** CHALLENGE **
Quote the listing in full, exactly as given, minus any pictures.
** Start **
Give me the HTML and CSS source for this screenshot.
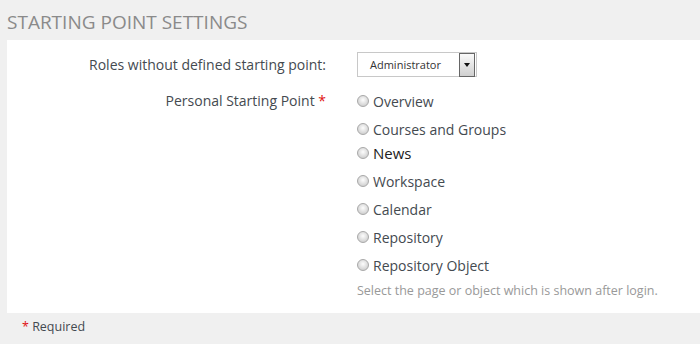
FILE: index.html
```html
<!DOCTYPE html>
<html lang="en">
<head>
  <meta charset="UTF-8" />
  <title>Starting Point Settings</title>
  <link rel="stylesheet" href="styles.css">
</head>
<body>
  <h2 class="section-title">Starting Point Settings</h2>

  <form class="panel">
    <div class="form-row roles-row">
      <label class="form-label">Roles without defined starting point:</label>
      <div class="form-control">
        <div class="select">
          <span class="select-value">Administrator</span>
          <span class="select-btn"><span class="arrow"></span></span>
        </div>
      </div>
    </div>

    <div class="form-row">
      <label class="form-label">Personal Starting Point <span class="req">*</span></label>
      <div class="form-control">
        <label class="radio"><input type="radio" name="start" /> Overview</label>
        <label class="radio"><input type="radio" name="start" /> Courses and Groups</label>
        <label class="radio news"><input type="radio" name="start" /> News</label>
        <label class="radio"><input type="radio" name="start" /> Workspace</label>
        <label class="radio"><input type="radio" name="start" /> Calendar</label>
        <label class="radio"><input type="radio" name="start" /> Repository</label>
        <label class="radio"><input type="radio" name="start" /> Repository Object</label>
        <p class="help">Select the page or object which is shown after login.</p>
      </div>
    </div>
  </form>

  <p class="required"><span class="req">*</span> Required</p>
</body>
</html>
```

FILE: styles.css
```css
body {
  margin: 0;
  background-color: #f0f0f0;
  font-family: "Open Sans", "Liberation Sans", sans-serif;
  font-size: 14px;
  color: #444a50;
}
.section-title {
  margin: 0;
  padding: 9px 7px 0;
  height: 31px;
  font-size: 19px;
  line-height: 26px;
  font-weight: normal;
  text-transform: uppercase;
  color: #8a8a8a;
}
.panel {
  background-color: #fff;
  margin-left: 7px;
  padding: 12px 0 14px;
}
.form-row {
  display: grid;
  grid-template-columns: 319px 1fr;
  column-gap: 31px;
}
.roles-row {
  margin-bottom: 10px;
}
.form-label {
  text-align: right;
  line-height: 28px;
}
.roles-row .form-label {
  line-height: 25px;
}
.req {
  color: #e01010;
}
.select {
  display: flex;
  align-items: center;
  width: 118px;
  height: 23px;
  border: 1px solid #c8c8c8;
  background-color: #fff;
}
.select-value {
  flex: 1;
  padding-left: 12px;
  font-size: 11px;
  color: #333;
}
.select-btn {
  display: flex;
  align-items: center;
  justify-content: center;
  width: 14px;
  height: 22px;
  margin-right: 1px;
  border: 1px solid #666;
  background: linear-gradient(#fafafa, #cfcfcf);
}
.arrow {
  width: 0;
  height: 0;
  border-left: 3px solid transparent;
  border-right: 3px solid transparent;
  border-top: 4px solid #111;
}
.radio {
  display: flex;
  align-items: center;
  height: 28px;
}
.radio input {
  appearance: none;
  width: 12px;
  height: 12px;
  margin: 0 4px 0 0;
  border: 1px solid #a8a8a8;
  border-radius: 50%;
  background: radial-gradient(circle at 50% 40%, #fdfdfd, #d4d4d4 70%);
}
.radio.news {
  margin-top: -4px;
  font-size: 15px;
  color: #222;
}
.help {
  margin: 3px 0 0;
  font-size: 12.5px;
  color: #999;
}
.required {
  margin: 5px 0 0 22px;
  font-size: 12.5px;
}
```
** End **
** EXERCISE RESPONSE **
Give me the HTML and CSS source for this screenshot.
FILE: index.html
```html
<!DOCTYPE html>
<html lang="en">
<head>
  <meta charset="UTF-8" />
  <title>Starting Point Settings</title>
  <link rel="stylesheet" href="styles.css">
</head>
<body>
  <h2 class="section-title">Starting Point Settings</h2>

  <form class="panel">
    <div class="form-row roles-row">
      <label class="form-label">Roles without defined starting point:</label>
      <div class="form-control">
        <div class="select">
          <span class="select-value">Administrator</span>
          <span class="select-btn"><span class="arrow"></span></span>
        </div>
      </div>
    </div>

    <div class="form-row">
      <label class="form-label">Personal Starting Point <span class="req">*</span></label>
      <div class="form-control">
        <label class="radio"><input type="radio" name="start" /> Overview</label>
        <label class="radio"><input type="radio" name="start" /> Courses and Groups</label>
        <label class="radio news"><input type="radio" name="start" /> News</label>
        <label class="radio"><input type="radio" name="start" /> Workspace</label>
        <label class="radio"><input type="radio" name="start" /> Calendar</label>
        <label class="radio"><input type="radio" name="start" /> Repository</label>
        <label class="radio"><input type="radio" name="start" /> Repository Object</label>
        <p class="help">Select the page or object which is shown after login.</p>
      </div>
    </div>
  </form>

  <p class="required"><span class="req">*</span> Required</p>
</body>
</html>
```

FILE: styles.css
```css
body {
  margin: 0;
  background-color: #f0f0f0;
  font-family: "Open Sans", "Liberation Sans", sans-serif;
  font-size: 14px;
  color: #444a50;
}
.section-title {
  margin: 0;
  padding: 9px 7px 0;
  height: 31px;
  font-size: 19px;
  line-height: 26px;
  font-weight: normal;
  text-transform: uppercase;
  color: #8a8a8a;
}
.panel {
  background-color: #fff;
  margin-left: 7px;
  padding: 12px 0 14px;
}
.form-row {
  display: grid;
  grid-template-columns: 319px 1fr;
  column-gap: 31px;
}
.roles-row {
  margin-bottom: 10px;
}
.form-label {
  text-align: right;
  line-height: 28px;
}
.roles-row .form-label {
  line-height: 25px;
}
.req {
  color: #e01010;
}
.select {
  display: flex;
  align-items: center;
  width: 118px;
  height: 23px;
  border: 1px solid #c8c8c8;
  background-color: #fff;
}
.select-value {
  flex: 1;
  padding-left: 12px;
  font-size: 11px;
  color: #333;
}
.select-btn {
  display: flex;
  align-items: center;
  justify-content: center;
  width: 14px;
  height: 22px;
  margin-right: 1px;
  border: 1px solid #666;
  background: linear-gradient(#fafafa, #cfcfcf);
}
.arrow {
  width: 0;
  height: 0;
  border-left: 3px solid transparent;
  border-right: 3px solid transparent;
  border-top: 4px solid #111;
}
.radio {
  display: flex;
  align-items: center;
  height: 28px;
}
.radio input {
  appearance: none;
  width: 12px;
  height: 12px;
  margin: 0 4px 0 0;
  border: 1px solid #a8a8a8;
  border-radius: 50%;
  background: radial-gradient(circle at 50% 40%, #fdfdfd, #d4d4d4 70%);
}
.radio.news {
  margin-top: -4px;
  font-size: 15px;
  color: #222;
}
.help {
  margin: 3px 0 0;
  font-size: 12.5px;
  color: #999;
}
.required {
  margin: 5px 0 0 22px;
  font-size: 12.5px;
}
```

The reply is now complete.